I worked at some time in type annotations and published some for Django
1.10 ; I'm currently not working on them, given that my current work has
not been very close to Django development

After trying a few things, the best way to get this would be:
1) Add annotations upstream. Having to maintain a separate set of
annotations is probably not sustainable and will lead to errors. This of
course needs annotations accepted by the team.
1.1) Integrate typechecking into Django's build/CI process. This would
ensure that annotations are consistent with the implementation.
1.2) Annotations do not need to be exhaustive (and there are certainly
parts of Django which could benefit from them much more than others)
2) Generate stubs from the annotated source.
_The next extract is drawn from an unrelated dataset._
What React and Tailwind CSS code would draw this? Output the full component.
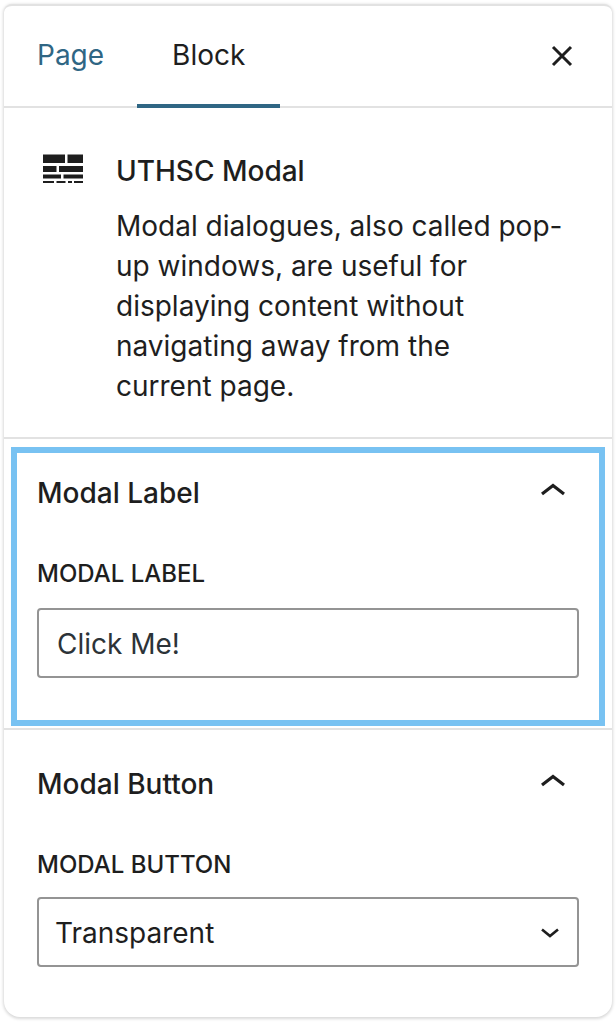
import React, { useState } from 'react'

function BlockIcon() {
  return (
    <svg viewBox="0 0 40 30" className="mt-[3px] w-10 h-[30px] shrink-0" fill="#1e1e1e" aria-hidden="true">
      <path d="M0 .5h22v8.500H0zM24.500 .5H40v8.500H24.500zM0 12h13.500v6H0zM16 12h24v6H16zM0 20.500h18v4H0zM20.500 20.500H40v4H20.500zM0 27h11v2H0zM13.500 27h9v2h-9zM25 27h4v2h-4zM31 27h9v2h-9z" />
    </svg>
  )
}

function PanelTitle({ children, open, onToggle }) {
  return (
    <h2>
      <button
        type="button"
        aria-expanded={open}
        onClick={onToggle}
        className="flex w-full items-center justify-between text-left text-[28px] leading-10 font-medium"
      >
        {children}
        <svg viewBox="0 0 52 40" className="w-[52px] h-10" fill="none" stroke="#1e1e1e" strokeWidth="3.2" aria-hidden="true">
          {open ? <path d="M15 21l11-8.500 11 8.500" /> : <path d="M15 13l11 8.500 11-8.500" />}
        </svg>
      </button>
    </h2>
  )
}

function App() {
  const [tab, setTab] = useState('block')
  const [labelOpen, setLabelOpen] = useState(true)
  const [buttonOpen, setButtonOpen] = useState(true)
  const [label, setLabel] = useState('Click Me!')
  const [style, setStyle] = useState('Transparent')

  const tabClass = (name) =>
    name === tab
      ? 'border-b-4 border-[#2f6684] px-[35px] text-[#1e1e1e]'
      : 'border-b-4 border-transparent px-[33px] text-[#2f6684]'

  return (
    <div className="px-1 pt-1 pb-[7px] bg-white font-['Inter','Liberation_Sans',sans-serif] text-[#1e1e1e]">
      <div className="rounded-t-lg rounded-b-2xl border-t-2 border-[#e2e2e2] bg-white shadow-[0_1px_3px_1px_rgba(0,0,0,0.15)]">
        <header className="flex h-[102px] items-stretch border-b-2 border-[#e2e2e2] text-[28px] leading-10">
          <div role="tablist" className="-mb-0.5 flex flex-1">
            <button type="button" role="tab" aria-selected={tab === 'page'} onClick={() => setTab('page')} className={tabClass('page')}>
              Page
            </button>
            <button type="button" role="tab" aria-selected={tab === 'block'} onClick={() => setTab('block')} className={tabClass('block')}>
              Block
            </button>
          </div>
          <button type="button" aria-label="Close" className="w-[100px] flex items-center justify-center">
            <svg viewBox="0 0 22 22" className="w-[22px] h-[22px]" fill="none" stroke="#1e1e1e" strokeWidth="3" aria-hidden="true">
              <path d="M2 2l18 18M20 2l-18 18" />
            </svg>
          </button>
        </header>

        <section className="flex items-start gap-[33px] border-b-2 border-[#e2e2e2] pt-[43px] pr-12 pb-[31px] pl-[39px]">
          <BlockIcon />
          <div className="text-[28px] leading-10">
            <h1 className="mb-[15px] font-medium">UTHSC Modal</h1>
            <p>
              Modal dialogues, also called pop-up windows, are useful for displaying content without navigating away from the
              <br />
              current page.
            </p>
          </div>
        </section>

        <section className="border-b-2 border-[#e2e2e2] px-[7px] pt-2 pb-0.5">
          <div className="border-6 border-[#78c2f2] px-5 pt-5 pb-[42px]">
            <PanelTitle open={labelOpen} onToggle={() => setLabelOpen(!labelOpen)}>Modal Label</PanelTitle>
            {labelOpen && (
              <div className="mt-[45px]">
                <label htmlFor="modal-label" className="block mb-[18px] text-2xl leading-8 font-medium uppercase">
                  Modal Label
                </label>
                <input
                  id="modal-label"
                  type="text"
                  value={label}
                  onChange={(e) => setLabel(e.target.value)}
                  className="block w-full h-[70px] rounded border-2 border-[#949494] px-[18px] pt-0.5 text-[28px] text-[#2c3338] focus:outline-none"
                />
              </div>
            )}
          </div>
        </section>

        <section className="px-[33px] pt-[34px] pb-[50px]">
          <PanelTitle open={buttonOpen} onToggle={() => setButtonOpen(!buttonOpen)}>Modal Button</PanelTitle>
          {buttonOpen && (
            <div className="mt-[45px]">
              <label htmlFor="modal-button" className="block mb-4 text-2xl leading-8 font-medium uppercase">
                Modal Button
              </label>
              <div className="relative">
                <select
                  id="modal-button"
                  value={style}
                  onChange={(e) => setStyle(e.target.value)}
                  className="block w-full h-[70px] appearance-none rounded border-2 border-[#949494] bg-white pl-4 pr-16 pt-0.5 text-[28px] focus:outline-none"
                >
                  <option>Transparent</option>
                </select>
                <svg viewBox="0 0 18 10" className="pointer-events-none absolute right-5 top-[31px] w-[18px] h-[10px]" fill="none" stroke="#1e1e1e" strokeWidth="2.600" aria-hidden="true">
                  <path d="M1 1.500l8 6.500 8-6.500" />
                </svg>
              </div>
            </div>
          )}
        </section>
      </div>
    </div>
  )
}

export default App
This was not possible when I
wrote my stubs, but I've commited the mypy improvements with that feature.
2.1)A few stubs may need to be overridden manually from the autogenerated
(I found a few examples of this when I wrote my stubs)
3) Distribute annotated files separately (not with typeshed, and probably
not with django) so people can install the version they need. Distribution
of stubs has been problematic, PEP 561 should solve it but an
implementation for it has been just merged last week into mypy, and
probably released soon.

Before PEP561 and the ability to generate stubs, I don't believe it was
practical to make this project sustainable. At this time, it might be and
it can be a good time to restart this discussion.

Best,
D
Post by Florian Apolloner
To the best of my knowledge JetBrains fundled the money to Django for that
specific purpose -- so yes the funding should be here if needed. That said,
there is no decission on a) whether we actually want type hints and b) if
the should be inline or stubs. Those two points have to be cleared first.
Cheers,
Florian
Post by Eddy C
Hi Tim, do you know if JetBrains still willing to fund the project as the
upcoming django 2.1 will only support python 3.5+ that pave the way for
inline annotations.
Post by Tim Graham
The JetBrains announcement that they want to fund the project isn't a
guarantee that it'll be implemented. The feature needs to go through the
normal feature acceptance process, which as Markus said, might involve a
DEP.
Assuming the idea is accepted, my sense on timing would be to wait until
January when Django drops support for Python 2.7 and 3.4 in master. Then we
could use inline annotations rather than the stub files.
https://groups.google.com/d/topic/django-developers/z_P1TvJ6
QG8/discussion
https://groups.google.com/d/topic/django-developers/xOTmq93Y
ZuQ/discussion
Post by Florian Apolloner
Post by Daniel Moisset
@Florian
Would you care to ellaborate? I couldn't find the post you mention
(although requests is one of the few 3rd party projects that have support
at the official typeshed repository, https://github.com
/python/typeshed )
https://lwn.net/Articles/643269/ and https://lwn.net/Articles/643399/
-- might be that things changed by now.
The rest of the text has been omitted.